>> begin Collected data

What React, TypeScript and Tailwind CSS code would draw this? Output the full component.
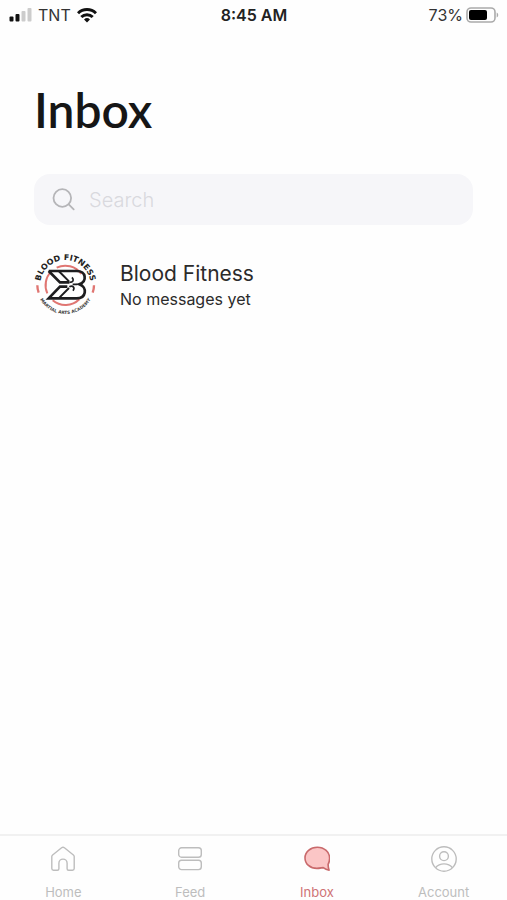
import React, { useState } from "react";

const HomeIcon = () => (
  <svg viewBox="0 0 26 26" className="h-[26px] w-[26px]" fill="none" stroke="currentColor" strokeWidth="1.4" strokeLinejoin="round">
    <path d="M1.8 10.6c0-.7.3-1.2.8-1.6l9-7.2c.9-.7 1.9-.7 2.8 0l9 7.2c.5.4.8.9.8 1.6v11.9c0 1-.7 1.7-1.7 1.7h-3.9c-.9 0-1.5-.6-1.5-1.5v-5.5a4.1 4.1 0 0 0-8.2 0v5.5c0 .9-.6 1.5-1.5 1.5H3.5c-1 0-1.7-.7-1.7-1.7z" />
  </svg>
);

const FeedIcon = () => (
  <svg viewBox="0 0 26 26" className="h-[26px] w-[26px]" fill="none" stroke="currentColor" strokeWidth="1.4">
    <rect x="1.7" y="1.8" width="22.6" height="9.4" rx="2.8" />
    <rect x="1.7" y="14.2" width="22.6" height="9.4" rx="2.8" />
  </svg>
);

const InboxIcon = () => (
  <svg viewBox="0 0 26 26" className="h-[26px] w-[26px]" fill="#fbc6c6" stroke="#c96a6c" strokeWidth="1.6" strokeLinejoin="round">
    <path d="M13.3 1.3C6.4 1.3 1 6 1 11.9c0 6 5.2 10.5 11.9 10.5 2.5 0 4.5-.6 6.3-.8 1.6 1.2 3.5 2.2 5.9 2.6-.7-2-1-3.6-1-5.8 1-1.9 1.5-4 1.5-6.2C25.6 6.1 20.4 1.3 13.3 1.3z" />
  </svg>
);

const AccountIcon = () => (
  <svg viewBox="0 0 26 26" className="h-[26px] w-[26px]" fill="none" stroke="currentColor" strokeWidth="1.4">
    <circle cx="13" cy="13" r="12.2" />
    <circle cx="13" cy="10.2" r="4.4" />
    <path d="M4.5 21.7c2.1-2.5 5.1-3.8 8.5-3.8s6.4 1.3 8.5 3.8" />
  </svg>
);

const ClubLogo = () => (
  <svg viewBox="24 21 192 192" className="h-16 w-16 shrink-0 overflow-visible" fill="none" role="img" aria-label="Blood Fitness">
    <defs>
      <path id="ring-top" d="M42 118a76 76 0 0 1 152 0" />
      <path id="ring-bottom" d="M30 116a88 88 0 0 0 176 0" />
    </defs>
    <text fill="#222" fontFamily="'DejaVu Sans', sans-serif" fontWeight="700" fontSize="24">
      <textPath href="#ring-top" startOffset="50%" textAnchor="middle">
        BLOOD FITNESS
      </textPath>
    </text>
    <text fill="#444" fontFamily="'DejaVu Sans', sans-serif" fontWeight="700" fontSize="13">
      <textPath href="#ring-bottom" startOffset="50%" textAnchor="middle">
        MARTIAL ARTS ACADEMY
      </textPath>
    </text>
    <g stroke="#e07672" strokeWidth="6">
      <path d="M76 76A59 59 0 0 0 64 142" />
      <path d="M92 65A59 59 0 0 1 166 84" />
      <path d="M80 163A59 59 0 0 0 160 160" />
      <path d="M34 118q0 11 4 22" strokeWidth="7" />
      <path d="M204 118q0 11-4 22" strokeWidth="7" />
    </g>
    <g stroke="#1d1d1f" strokeWidth="8">
      <path d="M68 75h84c29 0 32 31 8 40 25 9 21 42-8 42H68l34-35h22" />
      <path d="M68 75l34 34h28" />
      <path d="M98 75l31 31M98 157l31-31" strokeWidth="6" />
      <path d="M130 109c12 0 15-7 8-15M130 122c10-5 18 2 11 12M140 115h14" strokeWidth="5" />
    </g>
  </svg>
);

const StatusBar = () => (
  <header className="grid h-[30px] grid-cols-3 items-center pr-2 pl-[9px] text-base text-[#333]">
    <div className="flex items-center gap-[6px]">
      <svg viewBox="0 0 23 14" className="h-[14px] w-[23px]" aria-label="Signal">
        <rect x="0.5" y="8.5" width="4" height="5" rx="1" fill="#111" />
        <rect x="6.5" y="6" width="4" height="7.5" rx="1" fill="#111" />
        <rect x="12.5" y="3" width="4" height="10.5" rx="1" fill="#ccc" />
        <rect x="18.5" y="0" width="4" height="13.5" rx="1" fill="#ccc" />
      </svg>
      <span>TNT</span>
      <svg viewBox="0 0 20 15" className="h-[15px] w-5" fill="none" stroke="#111" strokeWidth="3" aria-label="Wi-Fi">
        <path d="M1 5.3a12.8 12.8 0 0 1 18 0" />
        <path d="M4.3 9a8.2 8.2 0 0 1 11.4 0" />
        <path d="M10 14.6l-3-3.1a4.3 4.3 0 0 1 6 0z" fill="#111" stroke="none" />
      </svg>
    </div>
    <span className="text-center font-semibold text-[#222]">8:45 AM</span>
    <div className="flex items-center justify-end gap-[3px]">
      <span>73%</span>
      <svg viewBox="0 0 33 16" className="h-4 w-[33px]" fill="none" aria-label="Battery">
        <rect x="1" y="1" width="28" height="14" rx="4" stroke="#aaa" strokeWidth="1.6" />
        <rect x="3" y="3" width="18" height="10" rx="2" fill="#000" />
        <path d="M30.7 5.5c2 .8 2 4.2 0 5z" fill="#aaa" />
      </svg>
    </div>
  </header>
);

const tabs = [
  { name: "Home", icon: HomeIcon },
  { name: "Feed", icon: FeedIcon },
  { name: "Inbox", icon: InboxIcon },
  { name: "Account", icon: AccountIcon },
];

const App = () => {
  const [activeTab, setActiveTab] = useState("Inbox");
  const [query, setQuery] = useState("");

  return (
    <div className="flex min-h-screen flex-col bg-[#fefefe] font-['Inter',sans-serif]">
      <StatusBar />

      <main className="flex-1 px-[34px] pt-[50px]">
        <h1 className="font-['Lato',sans-serif] text-5xl leading-[60px] font-semibold text-[#161616]">
          Inbox
        </h1>

        <label className="mt-[34px] flex h-[51px] items-center gap-[14px] rounded-2xl bg-[#f6f6f9] px-[18px]">
          <svg viewBox="0 0 23 23" className="h-[23px] w-[23px] shrink-0" fill="none" stroke="#b5b5b8" strokeWidth="1.8" strokeLinecap="round">
            <circle cx="10.3" cy="10" r="8.8" />
            <path d="M16.7 16.4l5 5" />
          </svg>
          <input
            type="text"
            aria-label="Search"
            placeholder="Search"
            value={query}
            onChange={(e) => setQuery(e.target.value)}
            className="min-w-0 flex-1 bg-transparent text-xl font-light text-[#333] outline-none placeholder:text-[#d9d9de]"
          />
        </label>

        <a href="#blood-fitness" className="mt-7 flex items-center gap-[22px]">
          <ClubLogo />
          <div className="text-[#2b2b2b]">
            <h2 className="text-[21px] leading-7">Blood Fitness</h2>
            <p className="text-base leading-[22px]">No messages yet</p>
          </div>
        </a>
      </main>

      <nav className="grid h-[66px] grid-cols-4 border-t-2 border-[#f1f1f1]">
        {tabs.map(({ name, icon: Icon }) => (
          <button
            key={name}
            type="button"
            onClick={() => setActiveTab(name)}
            className={`flex flex-col items-center gap-3 pt-[10px] text-[13px] leading-4 ${
              activeTab === name ? "text-[#cf7376]" : "text-[#bdbdbd]"
            }`}
          >
            <Icon />
            <span>{name}</span>
          </button>
        ))}
      </nav>
    </div>
  );
};

export default App;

>> end Collected data

→ Given problem: Copy all the lines of data exactly as they appear, dropping any images.

→ Solution for this task:
What React, TypeScript and Tailwind CSS code would draw this? Output the full component.
import React, { useState } from "react";

const HomeIcon = () => (
  <svg viewBox="0 0 26 26" className="h-[26px] w-[26px]" fill="none" stroke="currentColor" strokeWidth="1.4" strokeLinejoin="round">
    <path d="M1.8 10.6c0-.7.3-1.2.8-1.6l9-7.2c.9-.7 1.9-.7 2.8 0l9 7.2c.5.4.8.9.8 1.6v11.9c0 1-.7 1.7-1.7 1.7h-3.9c-.9 0-1.5-.6-1.5-1.5v-5.5a4.1 4.1 0 0 0-8.2 0v5.5c0 .9-.6 1.5-1.5 1.5H3.5c-1 0-1.7-.7-1.7-1.7z" />
  </svg>
);

const FeedIcon = () => (
  <svg viewBox="0 0 26 26" className="h-[26px] w-[26px]" fill="none" stroke="currentColor" strokeWidth="1.4">
    <rect x="1.7" y="1.8" width="22.6" height="9.4" rx="2.8" />
    <rect x="1.7" y="14.2" width="22.6" height="9.4" rx="2.8" />
  </svg>
);

const InboxIcon = () => (
  <svg viewBox="0 0 26 26" className="h-[26px] w-[26px]" fill="#fbc6c6" stroke="#c96a6c" strokeWidth="1.6" strokeLinejoin="round">
    <path d="M13.3 1.3C6.4 1.3 1 6 1 11.9c0 6 5.2 10.5 11.9 10.5 2.5 0 4.5-.6 6.3-.8 1.6 1.2 3.5 2.2 5.9 2.6-.7-2-1-3.6-1-5.8 1-1.9 1.5-4 1.5-6.2C25.6 6.1 20.4 1.3 13.3 1.3z" />
  </svg>
);

const AccountIcon = () => (
  <svg viewBox="0 0 26 26" className="h-[26px] w-[26px]" fill="none" stroke="currentColor" strokeWidth="1.4">
    <circle cx="13" cy="13" r="12.2" />
    <circle cx="13" cy="10.2" r="4.4" />
    <path d="M4.5 21.7c2.1-2.5 5.1-3.8 8.5-3.8s6.4 1.3 8.5 3.8" />
  </svg>
);

const ClubLogo = () => (
  <svg viewBox="24 21 192 192" className="h-16 w-16 shrink-0 overflow-visible" fill="none" role="img" aria-label="Blood Fitness">
    <defs>
      <path id="ring-top" d="M42 118a76 76 0 0 1 152 0" />
      <path id="ring-bottom" d="M30 116a88 88 0 0 0 176 0" />
    </defs>
    <text fill="#222" fontFamily="'DejaVu Sans', sans-serif" fontWeight="700" fontSize="24">
      <textPath href="#ring-top" startOffset="50%" textAnchor="middle">
        BLOOD FITNESS
      </textPath>
    </text>
    <text fill="#444" fontFamily="'DejaVu Sans', sans-serif" fontWeight="700" fontSize="13">
      <textPath href="#ring-bottom" startOffset="50%" textAnchor="middle">
        MARTIAL ARTS ACADEMY
      </textPath>
    </text>
    <g stroke="#e07672" strokeWidth="6">
      <path d="M76 76A59 59 0 0 0 64 142" />
      <path d="M92 65A59 59 0 0 1 166 84" />
      <path d="M80 163A59 59 0 0 0 160 160" />
      <path d="M34 118q0 11 4 22" strokeWidth="7" />
      <path d="M204 118q0 11-4 22" strokeWidth="7" />
    </g>
    <g stroke="#1d1d1f" strokeWidth="8">
      <path d="M68 75h84c29 0 32 31 8 40 25 9 21 42-8 42H68l34-35h22" />
      <path d="M68 75l34 34h28" />
      <path d="M98 75l31 31M98 157l31-31" strokeWidth="6" />
      <path d="M130 109c12 0 15-7 8-15M130 122c10-5 18 2 11 12M140 115h14" strokeWidth="5" />
    </g>
  </svg>
);

const StatusBar = () => (
  <header className="grid h-[30px] grid-cols-3 items-center pr-2 pl-[9px] text-base text-[#333]">
    <div className="flex items-center gap-[6px]">
      <svg viewBox="0 0 23 14" className="h-[14px] w-[23px]" aria-label="Signal">
        <rect x="0.5" y="8.5" width="4" height="5" rx="1" fill="#111" />
        <rect x="6.5" y="6" width="4" height="7.5" rx="1" fill="#111" />
        <rect x="12.5" y="3" width="4" height="10.5" rx="1" fill="#ccc" />
        <rect x="18.5" y="0" width="4" height="13.5" rx="1" fill="#ccc" />
      </svg>
      <span>TNT</span>
      <svg viewBox="0 0 20 15" className="h-[15px] w-5" fill="none" stroke="#111" strokeWidth="3" aria-label="Wi-Fi">
        <path d="M1 5.3a12.8 12.8 0 0 1 18 0" />
        <path d="M4.3 9a8.2 8.2 0 0 1 11.4 0" />
        <path d="M10 14.6l-3-3.1a4.3 4.3 0 0 1 6 0z" fill="#111" stroke="none" />
      </svg>
    </div>
    <span className="text-center font-semibold text-[#222]">8:45 AM</span>
    <div className="flex items-center justify-end gap-[3px]">
      <span>73%</span>
      <svg viewBox="0 0 33 16" className="h-4 w-[33px]" fill="none" aria-label="Battery">
        <rect x="1" y="1" width="28" height="14" rx="4" stroke="#aaa" strokeWidth="1.6" />
        <rect x="3" y="3" width="18" height="10" rx="2" fill="#000" />
        <path d="M30.7 5.5c2 .8 2 4.2 0 5z" fill="#aaa" />
      </svg>
    </div>
  </header>
);

const tabs = [
  { name: "Home", icon: HomeIcon },
  { name: "Feed", icon: FeedIcon },
  { name: "Inbox", icon: InboxIcon },
  { name: "Account", icon: AccountIcon },
];

const App = () => {
  const [activeTab, setActiveTab] = useState("Inbox");
  const [query, setQuery] = useState("");

  return (
    <div className="flex min-h-screen flex-col bg-[#fefefe] font-['Inter',sans-serif]">
      <StatusBar />

      <main className="flex-1 px-[34px] pt-[50px]">
        <h1 className="font-['Lato',sans-serif] text-5xl leading-[60px] font-semibold text-[#161616]">
          Inbox
        </h1>

        <label className="mt-[34px] flex h-[51px] items-center gap-[14px] rounded-2xl bg-[#f6f6f9] px-[18px]">
          <svg viewBox="0 0 23 23" className="h-[23px] w-[23px] shrink-0" fill="none" stroke="#b5b5b8" strokeWidth="1.8" strokeLinecap="round">
            <circle cx="10.3" cy="10" r="8.8" />
            <path d="M16.7 16.4l5 5" />
          </svg>
          <input
            type="text"
            aria-label="Search"
            placeholder="Search"
            value={query}
            onChange={(e) => setQuery(e.target.value)}
            className="min-w-0 flex-1 bg-transparent text-xl font-light text-[#333] outline-none placeholder:text-[#d9d9de]"
          />
        </label>

        <a href="#blood-fitness" className="mt-7 flex items-center gap-[22px]">
          <ClubLogo />
          <div className="text-[#2b2b2b]">
            <h2 className="text-[21px] leading-7">Blood Fitness</h2>
            <p className="text-base leading-[22px]">No messages yet</p>
          </div>
        </a>
      </main>

      <nav className="grid h-[66px] grid-cols-4 border-t-2 border-[#f1f1f1]">
        {tabs.map(({ name, icon: Icon }) => (
          <button
            key={name}
            type="button"
            onClick={() => setActiveTab(name)}
            className={`flex flex-col items-center gap-3 pt-[10px] text-[13px] leading-4 ${
              activeTab === name ? "text-[#cf7376]" : "text-[#bdbdbd]"
            }`}
          >
            <Icon />
            <span>{name}</span>
          </button>
        ))}
      </nav>
    </div>
  );
};

export default App;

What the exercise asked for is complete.